To translate these principles into action, the manifesto called for the creation of an International Federation of Independent Revolutionary Artists, first with local and then national branches, leading to the convening of a world congress. As it turned out, the Paris branch, under Breton, was the largest, with sixty members; and there were small branches formed in Mexico City by Rivera and in London. But all three organizations were short-lived. In Europe, the threat of war, not the declarations of avant-garde artists, was the chief preoccupation.
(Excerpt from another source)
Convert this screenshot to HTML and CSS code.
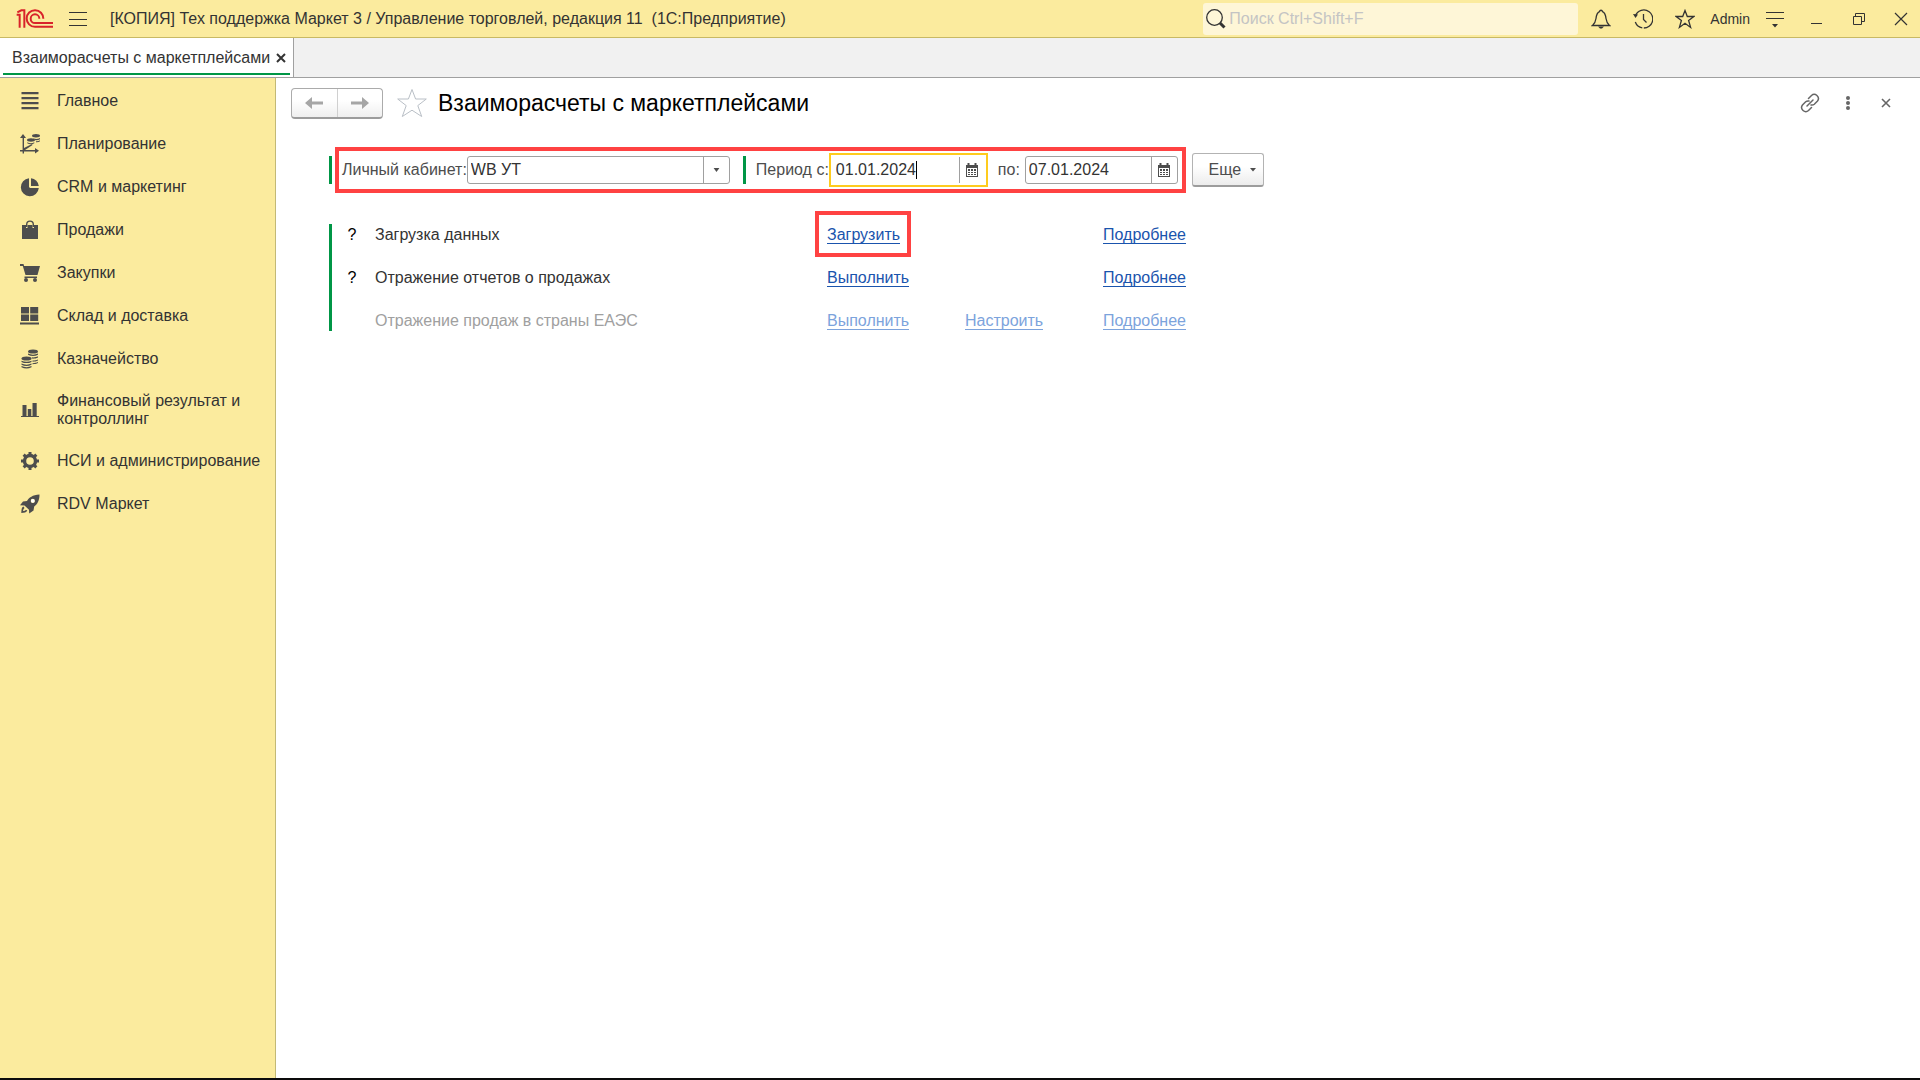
FILE: index.html
```html
<!DOCTYPE html>
<html lang="ru">
<head>
    <meta charset="UTF-8">
    <meta name="viewport" content="width=device-width, initial-scale=1.0">
    <title>Взаиморасчеты с маркетплейсами</title>
    <link rel="stylesheet" href="styles.css">
</head>
<body>

    <header class="titlebar">
        <svg class="logo" viewBox="47 25 111 57" fill="none" stroke="#d8232a" stroke-width="6">
            <path d="M49 42h9v39M51 35l12-6h9v52"/>
            <path d="M129 54a25 25 0 1 0-25 24.500h54M117 54a13 13 0 1 0-13 13h54"/>
        </svg>
        <button class="menu-button" type="button" aria-label="Меню">
            <svg width="18" height="16" viewBox="0 0 18 16" stroke="#333" stroke-width="1"><path d="M0 1.500h18M0 8.500h18M0 14.500h18"/></svg>
        </button>
        <h1 class="app-title">[КОПИЯ] Тех поддержка Маркет 3 / Управление торговлей, редакция 11&nbsp; (1С:Предприятие)</h1>
        <div class="search">
            <svg width="20" height="20" viewBox="0 0 20 20" fill="none" stroke="#333"><circle cx="8.500" cy="8.500" r="7.800" stroke-width="1.300"/><path d="M14 14l4.500 4.500" stroke-width="3"/></svg>
            <input type="text" placeholder="Поиск Ctrl+Shift+F" aria-label="Поиск">
        </div>
        <div class="window-tools">
            <button type="button" aria-label="Уведомления">
                <svg width="20" height="20" viewBox="0 0 20 20" fill="none" stroke="#333" stroke-width="1.300"><path d="M1.500 16.500c2.500-2 3-3.500 3.500-7C5.400 5.500 6.500 3.500 8.500 2.600 8.800.8 11.200.8 11.500 2.600c2 .9 3.100 2.900 3.500 6.900.5 3.500 1 5 3.500 7z"/><path d="M7 17.500h6l-2 2H9z" fill="#333" stroke="none"/></svg>
            </button>
            <button type="button" aria-label="История">
                <svg width="20" height="20" viewBox="0 0 20 20" fill="none" stroke="#333" stroke-width="1.300"><path d="M2.300 7a9 9 0 1 1 0 6" stroke-dasharray="39 1.500"/><path d="M10.500 5v5.500l3 3"/><path d="M0 5l5 .5-2.500 3.500z" fill="#333" stroke="none"/></svg>
            </button>
            <button type="button" aria-label="Избранное">
                <svg width="20" height="20" viewBox="0 0 20 20" fill="none" stroke="#333" stroke-width="1.300"><path d="M10 1.500l2.300 6h6.600l-5.300 4 2 6.900L10 14.300l-5.600 4.100 2-6.900-5.300-4h6.600z"/></svg>
            </button>
            <a class="user" href="#">Admin</a>
            <button type="button" aria-label="Сервис и настройки">
                <svg width="18" height="18" viewBox="0 0 18 18" fill="#333"><path d="M0 2h18v1H0zM0 8h18v1H0zM6 14h6l-3 3.500z"/></svg>
            </button>
            <button type="button" aria-label="Свернуть">
                <svg width="12" height="12" viewBox="0 0 12 12" fill="#333"><path d="M0 10h11v1H0z"/></svg>
            </button>
            <button type="button" aria-label="Восстановить">
                <svg width="12" height="12" viewBox="0 0 12 12" fill="none" stroke="#333"><path d="M.5 3.500h8v8h-8zM2.500 3.500v-3h9v8h-3"/></svg>
            </button>
            <button type="button" aria-label="Закрыть">
                <svg width="14" height="14" viewBox="0 0 14 14" stroke="#333" stroke-width="1.200"><path d="M1 1l12 12M13 1L1 13"/></svg>
            </button>
        </div>
    </header>

    <div class="tabs">
        <div class="tab">
            <span>Взаиморасчеты с маркетплейсами</span>
            <button type="button" aria-label="Закрыть вкладку">
                <svg width="10" height="10" viewBox="0 0 10 10" stroke="#333" stroke-width="2"><path d="M1 1l8 8M9 1L1 9"/></svg>
            </button>
        </div>
    </div>

    <div class="workspace">
        <nav class="sidebar">
            <a href="#">
                <svg viewBox="0 0 20 20"><path d="M1.500 1h17v2.200h-17zM1.500 6h17v2.200h-17zM1.500 11h17v2.200h-17zM1.500 16h17v2.200h-17z"/></svg>
                Главное
            </a>
            <a href="#">
                <svg viewBox="0 0 20 20"><path d="M3 0l3 4H4v10l8-4 .5 1L5 16h10v-2l4 2.700-4 2.800V17.500H4v2H2.600v-2H0V16h2.600V4H0z"/><ellipse cx="11" cy="6" rx="4" ry="1.700"/><ellipse cx="16" cy="1.800" rx="4" ry="1.700"/><path d="M7.300 8.300c2 1.300 5 1.300 7 0v1c-2 1.300-5 1.300-7 0zM13 4.200c2 1 5 1 7-.2v1.200c-1.500 1-3 1.200-4.500 1zM16 7.300c1.500 0 3-.3 4-1v1c-1 .8-2.500 1.200-4 1z"/></svg>
                Планирование
            </a>
            <a href="#">
                <svg viewBox="0 0 20 20"><path d="M9 1.200V10l1 1h8.800A9 9 0 1 1 9 1.200z"/><path d="M11 1.200A8.500 8.500 0 0 1 18.800 9H11z"/></svg>
                CRM и маркетинг
            </a>
            <a href="#">
                <svg viewBox="0 0 20 20"><path d="M2 5h4v3h1.500V5h5v3H14V5h4v14H2z"/><path d="M6.700 7V4.500C6.700 0 13.300 0 13.300 4.500V7" fill="none" stroke="#4d4d4d" stroke-width="1.400"/></svg>
                Продажи
            </a>
            <a href="#">
                <svg viewBox="0 0 20 20"><path d="M0 1h3.500l.6 2H20l-2.500 9H5.500L2.800 3H0zM4.500 13.500H17V15H4.500z"/><circle cx="6" cy="17" r="2"/><circle cx="15" cy="17" r="2"/></svg>
                Закупки
            </a>
            <a href="#">
                <svg viewBox="0 0 20 20"><path d="M1 1h8v6.500H1zM10.200 1h8v6.500h-8zM1 8.500h8V15H1zM10.200 8.500h8V15h-8zM0 16.500h19v2H0z"/></svg>
                Склад и доставка
            </a>
            <a href="#">
                <svg viewBox="0 0 20 20"><ellipse cx="13" cy="2.500" rx="5" ry="2"/><ellipse cx="6.500" cy="9.500" rx="5" ry="2"/><path d="M8 4.600c3 1.500 7 1.500 10 0v1.200c-3 1.600-7 1.600-10 0zM11.500 8.300c2.500.3 5-.2 6.500-1v1.200c-1.500.8-3 1.200-5.500 1.200zM12.500 11.500c2.300 0 4-.3 5.500-1.100v1.200c-1.500.8-3.200 1.200-5.500 1.200zM12.500 14.200c2.300 0 4-.3 5.500-1.100v.9c-1.500.8-3.200 1.200-5.500 1.200zM1.500 11.700c3 1.500 7 1.500 10 0v1.200c-3 1.600-7 1.600-10 0zM1.500 14.500c3 1.500 7 1.500 10 0v1.200c-3 1.600-7 1.600-10 0zM1.500 17c3 1.500 7 1.500 10 0v1.200c-3 1.600-7 1.600-10 0z"/></svg>
                Казначейство
            </a>
            <a href="#">
                <svg viewBox="0 0 20 20"><path d="M2.500 5h4v11h1.300V9h3.500v7h1.200V3h4.200v13H19v1H1v-1h1.500z"/></svg>
                Финансовый результат и контроллинг
            </a>
            <a href="#">
                <svg viewBox="0 0 20 20"><circle cx="10" cy="10" r="5.500" fill="none" stroke="#4d4d4d" stroke-width="3.400"/><path d="M8.500 1h3v3h-3zM8.500 16h3v3h-3zM1 8.500h3v3H1zM16 8.500h3v3h-3zM2.600 4.700l2.100-2.100 2 2-2.100 2.100zM13.300 15.400l2.100-2.100 2 2-2.100 2.100zM15.300 2.600l2.100 2.100-2 2-2.100-2.100zM4.600 13.300l2.100 2.100-2 2-2.100-2.100z"/></svg>
                НСИ и администрирование
            </a>
            <a href="#">
                <svg viewBox="0 0 20 20"><path fill-rule="evenodd" d="M19.500.5c-7 .5-10.500 3-12.500 6.500L3 7.500 0 11.300l4.500.2 4.500 4.300.2 3.700 4.300-3 .7-4c3.300-2.500 5.300-6 5.300-12zM12.800 4.800a2.100 2.100 0 1 1 0 4.200 2.100 2.100 0 0 1 0-4.200z"/><circle cx="12.800" cy="6.900" r="1.800" fill="#fff"/><path d="M3.500 12.500C1.500 13.500 1.500 15.500 1.300 19c3-.2 5-.5 6-2.500l-1.500-.7c-.6 1-1.500 1.300-2.700 1.300.1-1.300.4-2.400 1.400-3.200z"/></svg>
                RDV Маркет
            </a>
        </nav>

        <main class="content">
            <div class="page-head">
                <div class="nav-buttons">
                    <button type="button" aria-label="Назад">
                        <svg width="18" height="12" viewBox="0 0 18 12" fill="#a6a6a6"><path d="M0 6l7-6v4.500h11v3H7V12z"/></svg>
                    </button>
                    <button type="button" aria-label="Вперед">
                        <svg width="18" height="12" viewBox="0 0 18 12" fill="#a6a6a6"><path d="M18 6l-7-6v4.500H0v3h11V12z"/></svg>
                    </button>
                </div>
                <button class="favorite" type="button" aria-label="Добавить в избранное">
                    <svg width="30" height="30" viewBox="0 0 30 30" fill="none" stroke="#b9bfc6" stroke-width="1"><path d="M15 1.500l3.600 9.500h10.700l-8.500 6.600 3.900 10.900L15 22.200l-9.700 6.300 3.900-10.900L.7 11h10.700z"/></svg>
                </button>
                <h2>Взаиморасчеты с маркетплейсами</h2>
                <div class="page-tools">
                    <button type="button" aria-label="Получить ссылку">
                        <svg width="20" height="20" viewBox="0 0 20 20" fill="none" stroke="#666" stroke-width="1.500" stroke-linecap="round"><path d="M8.500 5.500l3-3c3.500-3.200 9 1.500 6 5.500l-3.200 3.200c-1 .9-2.300 1-3.300.8M11.500 14.500l-3 3c-3.500 3.200-9-1.500-6-5.500l3.200-3.200c1-.9 2.300-1 3.300-.8M7 13l6-6"/></svg>
                    </button>
                    <button type="button" aria-label="Еще действия">
                        <svg width="4" height="14" viewBox="0 0 4 14" fill="#666"><circle cx="2" cy="2" r="2"/><circle cx="2" cy="7" r="2"/><circle cx="2" cy="12" r="2"/></svg>
                    </button>
                    <button type="button" aria-label="Закрыть">
                        <svg width="10" height="10" viewBox="0 0 10 10" stroke="#666" stroke-width="1.600"><path d="M1 1l8 8M9 1L1 9"/></svg>
                    </button>
                </div>
            </div>

            <form class="filters">
                <div class="filter-box">
                    <label for="account">Личный кабинет:</label>
                    <div class="field field-account">
                        <select id="account">
                            <option>WB УТ</option>
                        </select>
                        <svg class="arrow" viewBox="0 0 26 26" fill="#4d4d4d"><path d="M10 11h6l-3 4z"/></svg>
                    </div>
                    <label class="group-start" for="dateFrom">Период с:</label>
                    <div class="field field-date active">
                        <input type="text" id="dateFrom" value="01.01.2024">
                        <span class="caret"></span>
                        <button type="button" aria-label="Выбрать дату начала">
                            <svg width="12" height="14" viewBox="0 0 12 14"><path fill="#4d4d4d" fill-rule="evenodd" d="M0 2h1.500V0h2v2h5V0h2v2H12v12H0zM1 5v8h10V5z"/><path fill="#4d4d4d" d="M2 6h2v2H2zM5 6h2v2H5zM8 6h2v2H8zM2 9h2v1H2zM5 9h2v1H5zM8 9h2v1H8zM2 11h2v1H2zM5 11h2v1H5zM8 11h2v1H8z"/></svg>
                        </button>
                    </div>
                    <label class="to-label" for="dateTo">по:</label>
                    <div class="field field-date">
                        <input type="text" id="dateTo" value="07.01.2024">
                        <button type="button" aria-label="Выбрать дату окончания">
                            <svg width="12" height="14" viewBox="0 0 12 14"><path fill="#4d4d4d" fill-rule="evenodd" d="M0 2h1.500V0h2v2h5V0h2v2H12v12H0zM1 5v8h10V5z"/><path fill="#4d4d4d" d="M2 6h2v2H2zM5 6h2v2H5zM8 6h2v2H8zM2 9h2v1H2zM5 9h2v1H5zM8 9h2v1H8zM2 11h2v1H2zM5 11h2v1H5zM8 11h2v1H8z"/></svg>
                        </button>
                    </div>
                </div>
                <button class="more" type="button">
                    Еще
                    <svg width="6" height="4" viewBox="0 0 6 4" fill="#4d4d4d"><path d="M0 0h6L3 3.500z"/></svg>
                </button>
            </form>

            <div class="tasks">
                <div class="task">
                    <button class="help" type="button">?</button>
                    <span>Загрузка данных</span>
                    <a class="run marked" href="#">Загрузить</a>
                    <a class="details" href="#">Подробнее</a>
                </div>
                <div class="task">
                    <button class="help" type="button">?</button>
                    <span>Отражение отчетов о продажах</span>
                    <a class="run" href="#">Выполнить</a>
                    <a class="details" href="#">Подробнее</a>
                </div>
                <div class="task disabled">
                    <span>Отражение продаж в страны ЕАЭС</span>
                    <a class="run" href="#">Выполнить</a>
                    <a class="setup" href="#">Настроить</a>
                    <a class="details" href="#">Подробнее</a>
                </div>
            </div>
        </main>
    </div>

    <footer class="taskbar"></footer>

</body>
</html>
```
FILE: styles.css
```css
* {
    box-sizing: border-box;
}
body {
    margin: 0;
    min-height: 100vh;
    display: flex;
    flex-direction: column;
    font-family: "Liberation Sans", Arial, sans-serif;
    font-size: 16px;
    line-height: 18px;
    color: #333;
    background: white;
}
button, input, select {
    font: inherit;
    color: inherit;
    margin: 0;
    padding: 0;
    border: none;
    background: none;
    outline: none;
}
button {
    display: flex;
    align-items: center;
    justify-content: center;
    cursor: pointer;
}
svg {
    display: block;
    flex: none;
}

/* Title bar */
.titlebar {
    display: flex;
    align-items: center;
    height: 38px;
    padding-left: 16px;
    background: #fbeb9e;
    border-bottom: 1px solid #c8b964;
}
.logo {
    width: 37px;
    height: 19px;
}
.menu-button {
    width: 50px;
    height: 36px;
}
.app-title {
    flex: 1;
    margin: 0;
    padding-left: 7px;
    font-size: 16px;
    font-weight: normal;
    white-space: nowrap;
}
.search {
    display: flex;
    align-items: center;
    gap: 3px;
    width: 375px;
    height: 32px;
    padding-left: 3px;
    background: #fef6d7;
    border-radius: 3px;
}
.search input {
    flex: 1;
    min-width: 0;
}
.search input::placeholder {
    color: #c4c4c4;
    opacity: 1;
}
.window-tools {
    display: flex;
    align-items: center;
    gap: 4px;
    margin-left: 4px;
}
.window-tools button {
    width: 38px;
    height: 36px;
}
.user {
    padding: 0 2px;
    font-size: 14px;
    color: #333;
    text-decoration: none;
}

/* Open tabs */
.tabs {
    display: flex;
    height: 40px;
    background: #f1f1f1;
    border-bottom: 1px solid #a0a0a0;
}
.tab {
    position: relative;
    display: flex;
    align-items: center;
    gap: 6px;
    padding: 0 7px 0 12px;
    background: white;
    border-right: 1px solid #a0a0a0;
}
.tab::after {
    content: "";
    position: absolute;
    left: 3px;
    right: 3px;
    bottom: 2px;
    height: 2px;
    background: #009646;
}

/* Sections panel */
.workspace {
    flex: 1;
    display: flex;
}
.sidebar {
    width: 276px;
    flex: none;
    padding-top: 1px;
    background: #fbeb9e;
    border-right: 1px solid #c3b976;
}
.sidebar a {
    display: flex;
    align-items: center;
    gap: 17px;
    min-height: 43px;
    padding: 12px 8px 11px 20px;
    color: #333;
    text-decoration: none;
}
.sidebar svg {
    width: 20px;
    height: 20px;
    margin: -1px 0;
    fill: #4d4d4d;
}

/* Page */
.content {
    flex: 1;
}
.page-head {
    display: flex;
    align-items: center;
    height: 50px;
    padding: 0 15px;
}
.nav-buttons {
    display: flex;
    width: 92px;
    height: 31px;
    border: 1px solid #ababab;
    border-bottom: 2px solid #9c9c9c;
    border-radius: 4px;
    background: linear-gradient(#fff 40%, #efefef);
}
.nav-buttons button {
    flex: 1;
}
.nav-buttons button + button {
    border-left: 1px solid #d0d0d0;
}
.favorite {
    margin: 0 11px 0 14px;
}
h2 {
    flex: 1;
    margin: 0;
    font-size: 23px;
    line-height: 28px;
    font-weight: normal;
    color: #000;
}
.page-tools {
    display: flex;
}
.page-tools button {
    width: 38px;
    height: 30px;
}

/* Filters */
.filters {
    display: flex;
    align-items: center;
    gap: 6px;
    margin: 19px 0 0 53px;
}
.filters::before {
    content: "";
    width: 3px;
    height: 28px;
    margin-right: -3px;
    background: #009646;
}
.filter-box {
    display: flex;
    align-items: center;
    height: 46px;
    padding: 0 4px 0 3px;
    border: 4px solid #ff4242;
}
.filter-box label {
    color: #4d4d4d;
    white-space: nowrap;
}
.field {
    position: relative;
    display: flex;
    height: 28px;
    border: 1px solid #a0a0a0;
    border-radius: 3px;
    background: white;
}
.field-account {
    width: 263px;
}
.field select {
    flex: 1;
    padding: 0 30px 0 3px;
    appearance: none;
}
.field .arrow {
    position: absolute;
    right: 0;
    width: 26px;
    height: 26px;
    border-left: 1px solid #a0a0a0;
    pointer-events: none;
}
.filter-box .group-start {
    display: flex;
    align-items: center;
    gap: 10px;
    margin-left: 13px;
}
.group-start::before {
    content: "";
    width: 3px;
    height: 28px;
    background: #009646;
}
.field-date {
    width: 153px;
    margin-left: 5px;
}
.field input {
    flex: 1;
    min-width: 0;
    padding-left: 3px;
}
.field button {
    width: 26px;
    border-left: 1px solid #a0a0a0;
}
.field-date.active {
    width: 159px;
    height: 34px;
    margin-left: 0;
    padding: 2px 1px;
    border: 2px solid #fecb1e;
    border-radius: 0;
}
.active input {
    padding-left: 4px;
}
.caret {
    position: absolute;
    left: 85px;
    top: 6px;
    width: 1px;
    height: 18px;
    background: #000;
}
.to-label {
    margin-left: 10px;
}
.more {
    gap: 9px;
    width: 72px;
    height: 34px;
    padding-left: 9px;
    border: 1px solid #b3b3b3;
    border-bottom: 2px solid #9c9c9c;
    border-radius: 3px;
    background: linear-gradient(#fff 40%, #ececec);
    color: #4d4d4d;
}

/* Tasks */
.tasks {
    display: grid;
    gap: 23px;
    margin: 31px 0 0 53px;
    padding: 1px 0 0 12px;
    border-left: 3px solid #009646;
}
.task {
    display: grid;
    grid-template-columns: 31px 452px 138px 138px 100px;
    height: 20px;
    align-items: center;
    justify-items: start;
}
.task > * {
    grid-row: 1;
}
.help {
    width: 16px;
    color: #000;
}
.task span {
    grid-column: 2;
}
.run {
    grid-column: 3;
}
.setup {
    grid-column: 4;
}
.details {
    grid-column: 5;
}
.task a {
    position: relative;
    line-height: 17px;
    color: #1a54ad;
    text-decoration: none;
    border-bottom: 1px solid #1a54ad;
}
.task .marked::after {
    content: "";
    position: absolute;
    inset: -15px -11px -14px -12px;
    border: 4px solid #ff4242;
}
.task.disabled span {
    color: #a0a0a0;
}
.task.disabled a {
    color: #7ca3dc;
    border-color: #7ca3dc;
}

.taskbar {
    height: 2px;
    background: #0c0b0c;
}
```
In the United States, Partisan Review published the Breton-Rivera manifesto, but the editors’ efforts to organize an American chapter of the federation proved to be, as they informed Trotsky, “a resounding flop.”
Trotsky and Breton parted on July 30, 1938, as the sun shone brilli
antly on the patio of the Blue House. Trotsky presented Breton with the original joint manuscript of the manifesto. The poet was clearly moved by this gesture. He gave Trotsky a portrait of himself by Man Ray, with the inscription: “To Leon Trotsky, in commemoration of the days spent in his light, with my absolute admiration and devotion.”
There remained one piece of unfinished business between the two men, which Breton decided to attend to in a letter he wrote to Trotsky during the voyage to France. He confessed to feelings of inhibition whenever he was in Trotsky’s presence; its cause was the “boundless admiration” he felt for him. It was a “Cordelia complex,” wrote Breton, invoking the name of the youngest of the three daughters of King Lear. It paralyzed him whenever he came face to face with the greatest of men—a pantheon by now reduced to Trotsky and Freud. “Don’t laugh at me, it is quite innate, organic, and, I have every reason to believe, ineradicable…. But I won’t bore you any more with these personal explanations. Let them serve merely to do justice to our misunderstanding on the road to Guadalajara, which you have every right to want to have clarified.”
Trotsky, who was quite capable of delivering encomiums to Marx, Engels, and Lenin, evinced a certain queasiness at this manifestation of his own personality cult, and he let Breton know about it. “I am sincerely touched by the tone, so amicable and cordial, of your letter, dear friend, and—should I say it?—a bit embarrassed. Your eulogies seem to me, in all sincerity, so exaggerated that I am becoming a little uneasy about the future of our relations. From the danger of being embarrassed by the eulogies of friends, I am—thank heaven!—well protected by the much more numerous insults of my enemies.”